> Instructions for the task
Transcribe the material verbatim in full; the pictures do not belong in the copy.

> Provided data
* * *
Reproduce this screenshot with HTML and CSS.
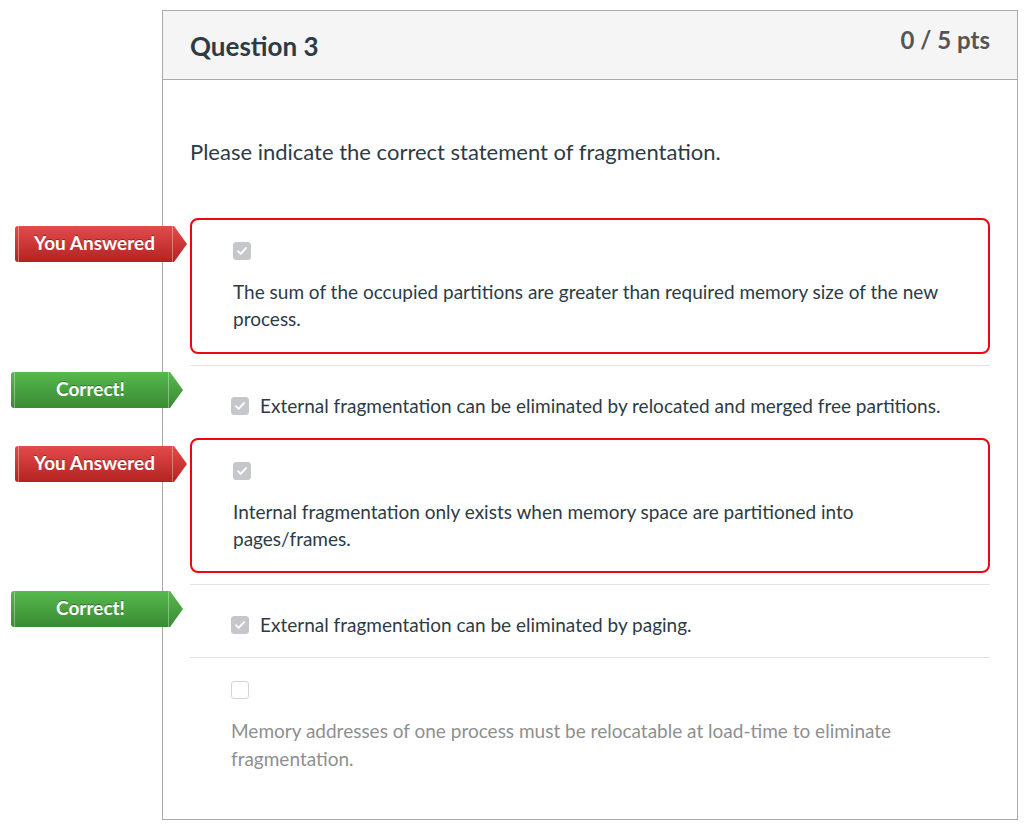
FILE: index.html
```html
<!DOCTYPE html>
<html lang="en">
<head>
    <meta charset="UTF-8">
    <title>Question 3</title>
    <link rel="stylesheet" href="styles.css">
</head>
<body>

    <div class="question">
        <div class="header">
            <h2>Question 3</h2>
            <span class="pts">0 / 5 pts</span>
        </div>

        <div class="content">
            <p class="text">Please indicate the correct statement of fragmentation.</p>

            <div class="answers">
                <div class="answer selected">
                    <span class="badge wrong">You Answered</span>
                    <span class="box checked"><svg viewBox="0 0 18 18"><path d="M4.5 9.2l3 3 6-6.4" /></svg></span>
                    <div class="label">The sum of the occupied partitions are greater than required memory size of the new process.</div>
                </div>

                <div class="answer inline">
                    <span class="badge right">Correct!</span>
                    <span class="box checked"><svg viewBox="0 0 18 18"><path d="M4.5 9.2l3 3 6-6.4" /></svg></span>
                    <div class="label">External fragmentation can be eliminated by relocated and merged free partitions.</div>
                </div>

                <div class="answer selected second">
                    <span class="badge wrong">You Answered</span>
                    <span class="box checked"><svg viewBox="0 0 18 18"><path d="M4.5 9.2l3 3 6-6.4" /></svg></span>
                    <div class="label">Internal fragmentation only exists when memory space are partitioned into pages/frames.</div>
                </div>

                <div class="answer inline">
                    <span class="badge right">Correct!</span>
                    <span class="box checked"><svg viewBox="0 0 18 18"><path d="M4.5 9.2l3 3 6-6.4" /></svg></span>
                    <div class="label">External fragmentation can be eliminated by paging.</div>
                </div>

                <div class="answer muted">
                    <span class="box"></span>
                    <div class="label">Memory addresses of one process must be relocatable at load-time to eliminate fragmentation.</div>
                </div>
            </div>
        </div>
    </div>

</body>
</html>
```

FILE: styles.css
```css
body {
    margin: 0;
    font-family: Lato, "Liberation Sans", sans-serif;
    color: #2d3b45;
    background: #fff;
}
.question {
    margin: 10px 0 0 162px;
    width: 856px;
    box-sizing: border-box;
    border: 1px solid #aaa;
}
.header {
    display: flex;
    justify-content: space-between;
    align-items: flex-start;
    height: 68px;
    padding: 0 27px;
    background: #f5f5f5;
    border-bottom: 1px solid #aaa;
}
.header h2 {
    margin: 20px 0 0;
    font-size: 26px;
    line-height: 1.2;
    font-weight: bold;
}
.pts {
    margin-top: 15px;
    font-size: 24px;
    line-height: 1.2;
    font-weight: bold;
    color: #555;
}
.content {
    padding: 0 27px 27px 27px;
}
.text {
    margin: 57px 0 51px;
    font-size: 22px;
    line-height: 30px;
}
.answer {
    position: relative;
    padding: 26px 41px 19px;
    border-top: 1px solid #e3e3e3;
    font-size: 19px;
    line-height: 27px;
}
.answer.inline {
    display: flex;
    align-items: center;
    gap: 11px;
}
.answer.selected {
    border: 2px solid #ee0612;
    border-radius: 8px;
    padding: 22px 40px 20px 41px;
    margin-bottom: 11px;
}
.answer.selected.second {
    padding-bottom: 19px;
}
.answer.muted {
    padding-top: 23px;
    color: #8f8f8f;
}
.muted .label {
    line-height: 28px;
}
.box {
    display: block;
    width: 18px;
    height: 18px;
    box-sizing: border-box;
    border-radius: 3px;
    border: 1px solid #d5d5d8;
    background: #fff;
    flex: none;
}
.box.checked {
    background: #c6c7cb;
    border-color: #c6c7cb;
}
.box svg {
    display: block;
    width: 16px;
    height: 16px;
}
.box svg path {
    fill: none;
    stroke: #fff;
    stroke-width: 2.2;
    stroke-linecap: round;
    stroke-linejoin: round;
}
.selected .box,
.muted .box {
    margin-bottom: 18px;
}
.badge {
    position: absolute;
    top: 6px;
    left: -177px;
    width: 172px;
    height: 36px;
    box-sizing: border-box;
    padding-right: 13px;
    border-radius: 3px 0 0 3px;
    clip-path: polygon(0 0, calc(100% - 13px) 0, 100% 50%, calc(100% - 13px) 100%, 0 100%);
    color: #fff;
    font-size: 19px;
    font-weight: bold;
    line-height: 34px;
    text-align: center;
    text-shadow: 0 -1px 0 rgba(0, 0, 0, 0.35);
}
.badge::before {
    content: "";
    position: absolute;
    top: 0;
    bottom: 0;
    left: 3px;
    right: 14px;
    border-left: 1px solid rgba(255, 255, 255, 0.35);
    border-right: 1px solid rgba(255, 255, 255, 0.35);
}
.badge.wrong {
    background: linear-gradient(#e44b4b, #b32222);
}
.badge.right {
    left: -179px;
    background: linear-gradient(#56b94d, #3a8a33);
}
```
* * *
> Written response
Reproduce this screenshot with HTML and CSS.
FILE: index.html
```html
<!DOCTYPE html>
<html lang="en">
<head>
    <meta charset="UTF-8">
    <title>Question 3</title>
    <link rel="stylesheet" href="styles.css">
</head>
<body>

    <div class="question">
        <div class="header">
            <h2>Question 3</h2>
            <span class="pts">0 / 5 pts</span>
        </div>

        <div class="content">
            <p class="text">Please indicate the correct statement of fragmentation.</p>

            <div class="answers">
                <div class="answer selected">
                    <span class="badge wrong">You Answered</span>
                    <span class="box checked"><svg viewBox="0 0 18 18"><path d="M4.5 9.2l3 3 6-6.4" /></svg></span>
                    <div class="label">The sum of the occupied partitions are greater than required memory size of the new process.</div>
                </div>

                <div class="answer inline">
                    <span class="badge right">Correct!</span>
                    <span class="box checked"><svg viewBox="0 0 18 18"><path d="M4.5 9.2l3 3 6-6.4" /></svg></span>
                    <div class="label">External fragmentation can be eliminated by relocated and merged free partitions.</div>
                </div>

                <div class="answer selected second">
                    <span class="badge wrong">You Answered</span>
                    <span class="box checked"><svg viewBox="0 0 18 18"><path d="M4.5 9.2l3 3 6-6.4" /></svg></span>
                    <div class="label">Internal fragmentation only exists when memory space are partitioned into pages/frames.</div>
                </div>

                <div class="answer inline">
                    <span class="badge right">Correct!</span>
                    <span class="box checked"><svg viewBox="0 0 18 18"><path d="M4.5 9.2l3 3 6-6.4" /></svg></span>
                    <div class="label">External fragmentation can be eliminated by paging.</div>
                </div>

                <div class="answer muted">
                    <span class="box"></span>
                    <div class="label">Memory addresses of one process must be relocatable at load-time to eliminate fragmentation.</div>
                </div>
            </div>
        </div>
    </div>

</body>
</html>
```

FILE: styles.css
```css
body {
    margin: 0;
    font-family: Lato, "Liberation Sans", sans-serif;
    color: #2d3b45;
    background: #fff;
}
.question {
    margin: 10px 0 0 162px;
    width: 856px;
    box-sizing: border-box;
    border: 1px solid #aaa;
}
.header {
    display: flex;
    justify-content: space-between;
    align-items: flex-start;
    height: 68px;
    padding: 0 27px;
    background: #f5f5f5;
    border-bottom: 1px solid #aaa;
}
.header h2 {
    margin: 20px 0 0;
    font-size: 26px;
    line-height: 1.2;
    font-weight: bold;
}
.pts {
    margin-top: 15px;
    font-size: 24px;
    line-height: 1.2;
    font-weight: bold;
    color: #555;
}
.content {
    padding: 0 27px 27px 27px;
}
.text {
    margin: 57px 0 51px;
    font-size: 22px;
    line-height: 30px;
}
.answer {
    position: relative;
    padding: 26px 41px 19px;
    border-top: 1px solid #e3e3e3;
    font-size: 19px;
    line-height: 27px;
}
.answer.inline {
    display: flex;
    align-items: center;
    gap: 11px;
}
.answer.selected {
    border: 2px solid #ee0612;
    border-radius: 8px;
    padding: 22px 40px 20px 41px;
    margin-bottom: 11px;
}
.answer.selected.second {
    padding-bottom: 19px;
}
.answer.muted {
    padding-top: 23px;
    color: #8f8f8f;
}
.muted .label {
    line-height: 28px;
}
.box {
    display: block;
    width: 18px;
    height: 18px;
    box-sizing: border-box;
    border-radius: 3px;
    border: 1px solid #d5d5d8;
    background: #fff;
    flex: none;
}
.box.checked {
    background: #c6c7cb;
    border-color: #c6c7cb;
}
.box svg {
    display: block;
    width: 16px;
    height: 16px;
}
.box svg path {
    fill: none;
    stroke: #fff;
    stroke-width: 2.2;
    stroke-linecap: round;
    stroke-linejoin: round;
}
.selected .box,
.muted .box {
    margin-bottom: 18px;
}
.badge {
    position: absolute;
    top: 6px;
    left: -177px;
    width: 172px;
    height: 36px;
    box-sizing: border-box;
    padding-right: 13px;
    border-radius: 3px 0 0 3px;
    clip-path: polygon(0 0, calc(100% - 13px) 0, 100% 50%, calc(100% - 13px) 100%, 0 100%);
    color: #fff;
    font-size: 19px;
    font-weight: bold;
    line-height: 34px;
    text-align: center;
    text-shadow: 0 -1px 0 rgba(0, 0, 0, 0.35);
}
.badge::before {
    content: "";
    position: absolute;
    top: 0;
    bottom: 0;
    left: 3px;
    right: 14px;
    border-left: 1px solid rgba(255, 255, 255, 0.35);
    border-right: 1px solid rgba(255, 255, 255, 0.35);
}
.badge.wrong {
    background: linear-gradient(#e44b4b, #b32222);
}
.badge.right {
    left: -179px;
    background: linear-gradient(#56b94d, #3a8a33);
}
```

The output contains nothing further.